I don’t know if visiting Goree Island when we did was a good idea, but as the Island came in view, I felt a growing dread for the place.

I’m currently listening to a podcast by the New York Times; it’s called 1619. That’s the year the first 20 slaves reached America. 20, not because that’s all the slave traders enslaved from Africa, but 20 because those were the only ones that made it to America alive.

Goree Island is the farthest point of no return. At 3.5km off Africa’s most westernmost Mainland city, Dakar (Cape Verde is the most westernmost country), it is the true finality. A certainty that, if you made it across past this island, you were going to die aboard a slave ship, and then thrown into the Ocean. If you didn’t die, the next time you set foot on land, it’d be on one where you’d be a slave.

The 20-minute ride to Goree Island ended at the Island’s only port, with its small beach. The first sound you hear is rhythmic rattling.

They call is Kes Kes here, and it’s a Percussion instrument that feels like two mini tambourines attached by a cord.

Standing in front of us waiting, was Isa.

The tour started with a quick walkthrough Goree. There’s some Dutch, Portuguese, and French history here. We walked past the Museum that didn’t open till 2.30 pm. We walked the aisles on the Island, past an art market that has all kinds of art that we’ve seen in art markets in at least 3 other countries. Past people selling fruits. Till we got to a hill on the Island, with a giant canon sitting on top.

“The French brought this here bit by bit during the World War,” Isa said, “they didn’t want to take any chance against the Nazis.”

The French mostly occupied Goree until Senegal’s independence in 1960. “After that time, many people moved from the Mainland to come and live here.”

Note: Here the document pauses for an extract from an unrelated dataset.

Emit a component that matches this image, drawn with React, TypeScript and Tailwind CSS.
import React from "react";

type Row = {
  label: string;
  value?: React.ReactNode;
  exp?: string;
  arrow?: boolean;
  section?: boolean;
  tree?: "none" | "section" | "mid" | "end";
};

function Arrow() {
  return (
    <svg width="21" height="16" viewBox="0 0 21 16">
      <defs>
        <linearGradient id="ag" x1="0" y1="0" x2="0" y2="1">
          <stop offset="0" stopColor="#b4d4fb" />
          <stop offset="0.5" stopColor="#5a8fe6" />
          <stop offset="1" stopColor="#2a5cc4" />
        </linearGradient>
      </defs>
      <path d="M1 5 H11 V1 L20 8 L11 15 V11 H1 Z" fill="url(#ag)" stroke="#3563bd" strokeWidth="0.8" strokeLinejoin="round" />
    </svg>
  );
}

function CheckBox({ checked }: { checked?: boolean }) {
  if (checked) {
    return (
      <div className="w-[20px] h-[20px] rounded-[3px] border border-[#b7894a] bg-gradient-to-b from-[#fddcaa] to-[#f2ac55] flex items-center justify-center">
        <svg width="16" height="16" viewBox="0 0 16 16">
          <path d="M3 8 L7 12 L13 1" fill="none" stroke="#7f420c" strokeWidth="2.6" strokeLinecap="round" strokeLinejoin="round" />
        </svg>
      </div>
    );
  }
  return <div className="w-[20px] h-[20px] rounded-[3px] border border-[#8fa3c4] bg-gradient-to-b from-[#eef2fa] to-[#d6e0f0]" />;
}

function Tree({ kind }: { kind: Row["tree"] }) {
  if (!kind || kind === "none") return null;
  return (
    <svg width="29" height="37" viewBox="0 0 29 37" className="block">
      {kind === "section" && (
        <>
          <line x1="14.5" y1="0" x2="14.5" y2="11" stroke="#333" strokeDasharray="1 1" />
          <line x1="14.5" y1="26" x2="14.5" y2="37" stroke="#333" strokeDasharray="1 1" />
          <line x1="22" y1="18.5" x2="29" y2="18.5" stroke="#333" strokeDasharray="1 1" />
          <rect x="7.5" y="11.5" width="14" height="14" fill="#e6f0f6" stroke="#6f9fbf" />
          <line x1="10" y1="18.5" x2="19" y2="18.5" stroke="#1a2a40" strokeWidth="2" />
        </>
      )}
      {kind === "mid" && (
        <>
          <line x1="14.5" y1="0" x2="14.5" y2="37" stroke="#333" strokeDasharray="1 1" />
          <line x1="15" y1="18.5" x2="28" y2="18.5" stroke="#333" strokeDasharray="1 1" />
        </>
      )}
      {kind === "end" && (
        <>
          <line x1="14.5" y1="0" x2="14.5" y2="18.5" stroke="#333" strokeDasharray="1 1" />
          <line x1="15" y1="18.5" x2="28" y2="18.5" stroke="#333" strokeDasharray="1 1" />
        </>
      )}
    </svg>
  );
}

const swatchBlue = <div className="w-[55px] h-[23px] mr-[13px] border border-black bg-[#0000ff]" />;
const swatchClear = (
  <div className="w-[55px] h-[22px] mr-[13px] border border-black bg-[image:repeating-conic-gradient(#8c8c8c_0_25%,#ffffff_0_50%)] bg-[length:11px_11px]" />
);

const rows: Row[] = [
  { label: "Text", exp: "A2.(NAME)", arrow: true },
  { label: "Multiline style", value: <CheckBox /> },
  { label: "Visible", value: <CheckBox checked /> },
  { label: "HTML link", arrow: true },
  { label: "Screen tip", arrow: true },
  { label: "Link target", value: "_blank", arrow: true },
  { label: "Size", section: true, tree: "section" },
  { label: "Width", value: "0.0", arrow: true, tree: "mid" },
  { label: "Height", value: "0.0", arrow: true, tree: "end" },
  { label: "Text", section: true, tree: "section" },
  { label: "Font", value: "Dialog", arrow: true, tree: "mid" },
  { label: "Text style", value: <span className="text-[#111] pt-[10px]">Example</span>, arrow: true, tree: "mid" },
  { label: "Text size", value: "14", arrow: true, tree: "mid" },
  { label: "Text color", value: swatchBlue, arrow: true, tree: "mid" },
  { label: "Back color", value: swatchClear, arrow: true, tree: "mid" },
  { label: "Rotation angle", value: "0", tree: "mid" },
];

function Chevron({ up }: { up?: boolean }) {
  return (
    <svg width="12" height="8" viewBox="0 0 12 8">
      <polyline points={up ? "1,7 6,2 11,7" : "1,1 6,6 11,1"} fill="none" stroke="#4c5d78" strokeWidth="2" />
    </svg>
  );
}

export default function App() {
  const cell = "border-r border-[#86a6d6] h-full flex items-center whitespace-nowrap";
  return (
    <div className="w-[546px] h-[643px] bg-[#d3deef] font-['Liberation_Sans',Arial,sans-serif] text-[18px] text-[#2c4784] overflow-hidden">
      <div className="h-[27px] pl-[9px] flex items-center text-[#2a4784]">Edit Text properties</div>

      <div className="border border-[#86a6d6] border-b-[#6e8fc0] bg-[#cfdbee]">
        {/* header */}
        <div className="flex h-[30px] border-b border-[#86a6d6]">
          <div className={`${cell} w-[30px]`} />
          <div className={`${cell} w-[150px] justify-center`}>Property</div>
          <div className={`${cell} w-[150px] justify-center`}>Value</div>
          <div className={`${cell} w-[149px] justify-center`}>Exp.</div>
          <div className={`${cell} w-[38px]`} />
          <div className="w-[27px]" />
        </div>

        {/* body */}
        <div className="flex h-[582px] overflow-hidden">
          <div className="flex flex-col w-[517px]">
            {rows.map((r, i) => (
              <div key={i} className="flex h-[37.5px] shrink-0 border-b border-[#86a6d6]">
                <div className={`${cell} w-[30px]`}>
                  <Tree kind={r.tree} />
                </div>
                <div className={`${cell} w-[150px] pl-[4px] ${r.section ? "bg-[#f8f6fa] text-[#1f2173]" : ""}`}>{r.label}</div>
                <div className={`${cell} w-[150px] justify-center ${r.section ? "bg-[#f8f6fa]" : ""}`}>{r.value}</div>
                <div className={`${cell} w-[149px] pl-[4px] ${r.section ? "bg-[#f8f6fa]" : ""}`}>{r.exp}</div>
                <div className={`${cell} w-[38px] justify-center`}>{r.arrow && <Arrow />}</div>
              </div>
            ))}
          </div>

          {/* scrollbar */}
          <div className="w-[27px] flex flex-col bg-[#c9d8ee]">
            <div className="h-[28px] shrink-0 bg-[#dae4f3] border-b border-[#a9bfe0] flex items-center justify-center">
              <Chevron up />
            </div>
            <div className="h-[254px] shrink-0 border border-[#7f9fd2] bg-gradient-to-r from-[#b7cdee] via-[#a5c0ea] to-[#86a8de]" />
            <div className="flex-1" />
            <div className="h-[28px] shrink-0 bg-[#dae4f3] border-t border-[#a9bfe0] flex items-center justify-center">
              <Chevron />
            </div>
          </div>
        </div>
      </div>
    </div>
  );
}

We headed to the museum. It was open now. This museum has no artefacts and well-treated photos. It’s cells. Empty cells where slaves once occupied. One cell is for children. One for men. “This one,” Isa said, “is for twenty men.” 20 men would have to be standing side by side for it to fit.

There’s a cell that’s about as high as my waist, “that one is for slaves who show resistance.”

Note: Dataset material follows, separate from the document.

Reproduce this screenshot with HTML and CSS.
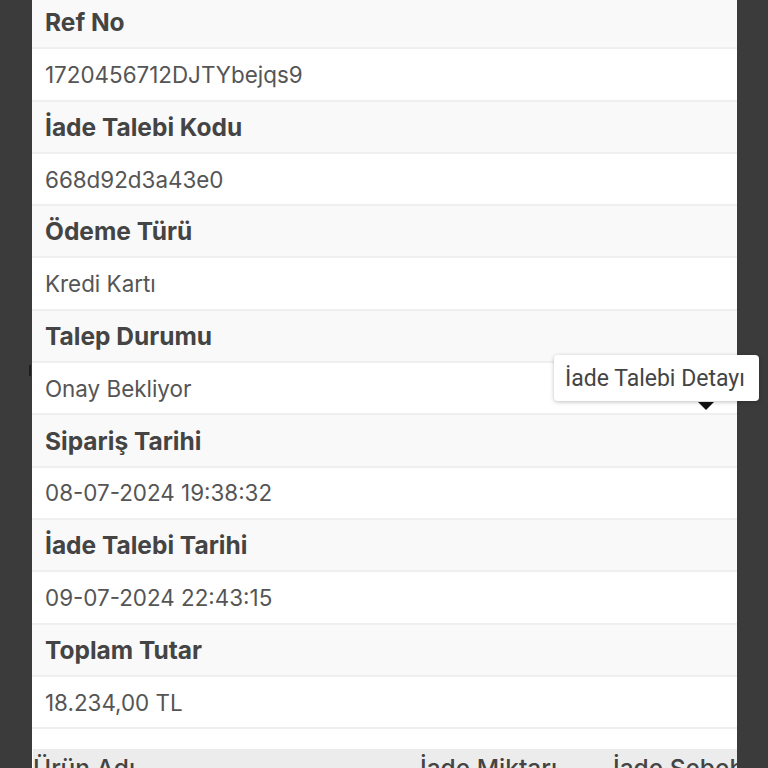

There’s a tiny door, beyond it is the ocean. “Everyone stands here in a single file, facing the water,” Isa explained like he’d explained to every tourist for the past twenty-something years.

“Someone then comes from behind and brands them. Because their names don’t matter, only who owns them.”

A white woman was crying nearby, and Toke wondered why. There were a lot of white people there, in fact. Still, Toke wondered why they were there, taking touristy pictures.

I dunno why. I guess people deserve to know. I haven’t thought about it deeply enough to have a fully formed.
“I can’t stay here,” Kayode said, taking a few steps back towards the entrance. We followed him quietly.

By now, everyone was hungry, so we headed out to grab lunch. Then to the tiny beach for a swim.

Now, I wonder who swam at that beach and who was thrown in to die. Back when I was standing beside the water, all I wanted was a good swim in really cold water.